▶ **Problem to work on**: Please print exactly the lines below, from the start of the material up to and including the line with "import React from", but none of the pictures.
___ Provided data ___
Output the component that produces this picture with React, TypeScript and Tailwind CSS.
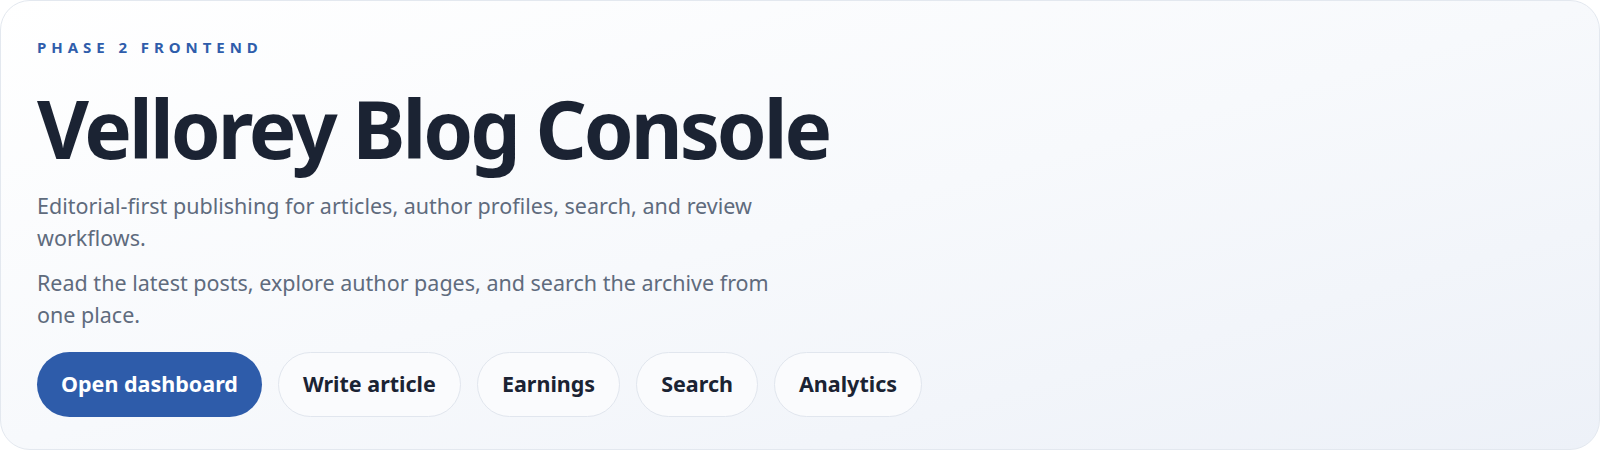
import React from "react";

export default function App() {
  const secondary = ["Write article", "Earnings", "Search", "Analytics"];
  return (
    <div className="w-[1600px] h-[451px] bg-white overflow-hidden" style={{ fontFamily: '"Noto Sans", "Open Sans", sans-serif' }}>
      <section className="h-[450px] w-[1600px] rounded-[30px] border border-[#e3e8ef] bg-gradient-to-br from-[#ffffff] via-[#f7f9fc] to-[#edf1f8] pl-[36px] pt-[36px] pr-[36px]">
        <div className="text-[15px] font-bold tracking-[0.33em] text-[#2f5dab] leading-[20px]">PHASE 2 FRONTEND</div>
        <h1 className="mt-[27px] text-[80px] font-bold leading-[88px] tracking-[-0.038em] text-[#1b2333]">Vellorey Blog Console</h1>
        <p className="mt-[18px] max-w-[775px] text-[21.5px] leading-[32px] text-[#5f6b7d]">
          Editorial-first publishing for articles, author profiles, search, and review workflows.
        </p>
        <p className="mt-[13px] max-w-[775px] text-[21.5px] leading-[32px] text-[#5f6b7d]">
          Read the latest posts, explore author pages, and search the archive from one place.
        </p>
        <div className="mt-[21px] flex gap-[16px]">
          <button className="h-[65px] rounded-full bg-[#2e5caa] px-[24px] text-[21.5px] font-bold text-white">Open dashboard</button>
          {secondary.map((s) => (
            <button key={s} className="h-[65px] rounded-full border border-[#e1e6ee] bg-[#fafbfd] px-[24px] text-[21.5px] font-bold text-[#1b2333]">{s}</button>
          ))}
        </div>
      </section>
    </div>
  );
}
___
▶ **Response to the exercise**:
Output the component that produces this picture with React, TypeScript and Tailwind CSS.
import React from "react";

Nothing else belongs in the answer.